Only the cows are allowed the flora that grow in the Vanoise National Park; mere mortals can’t touch it. By the time the bleu de Termignon arrives at the Mons Cheesemongers maturing rooms in Bermondsey, its uniqueness has been set in a thick, grey, red dusted-rind, if not in actual stone.
Mountainous crags
“You can still see the red mould on the rind when we receive the cheese,” Max marvels. It’s the same mould which blankets the stone walls of Caroline’s chalet, and the mountainous crags overlooking it. Quite often, they as cheesemongers like to “age it up” by cutting the wheel in half and keeping it at 15 degrees for a few months, to allow the blue mould inside the cheese to diffuse a bit further through.
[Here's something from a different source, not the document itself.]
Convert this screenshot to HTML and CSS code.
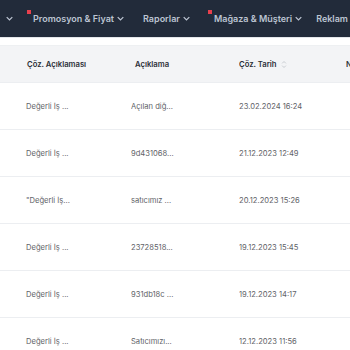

The taste is unlike any other: Max reaches for mushrooms and woody herbs, but it varies: “Last year they were more aniseedy—more fennel-y, really.” His colleague likens the texture to that of a Lancashire, but again insists on its uniqueness. “It’s the sort of cheese that serious cheese lovers seek out when they want something surprising and new.”
History
The production of blue cheese begins in the mid-18th century in the Savoy, in Haute Maurienne first, and then extents to the mountain pastures of Mont-Cenis, Valloire, and, finally, Termignon. On the other side of the Alps, this type of cheese becomes quickly very renowned. In a letter of September 11th 1816, Monsieur le Comte Ferriex, the intendant of Maurienne, askes Ambroise Daurieux, the notary and châtelain of Lanslebourg, ""to buy 12 blue of the best bluee cheeses in Bessans for Her Majesty the Queen of Sardinia, and send them in the best possible conditions to Turin, addressed to Her Excellency the Marquise of Saint Payre, a dame of Her Majesty"". At the time, Bleu de Termignon was made with a mix of cow, goat and/or sheep milk, like other Savoy cheeses. It was then known as ""morianinghi"", ""mauriennais"", ""persillé du Mont-Cenis"" or ""bleu de Bessans"".
How to enjoy it
A very rare cheese to be enjoyed with Chignin Bergeron white wine or perhaps a chilled Jurançon.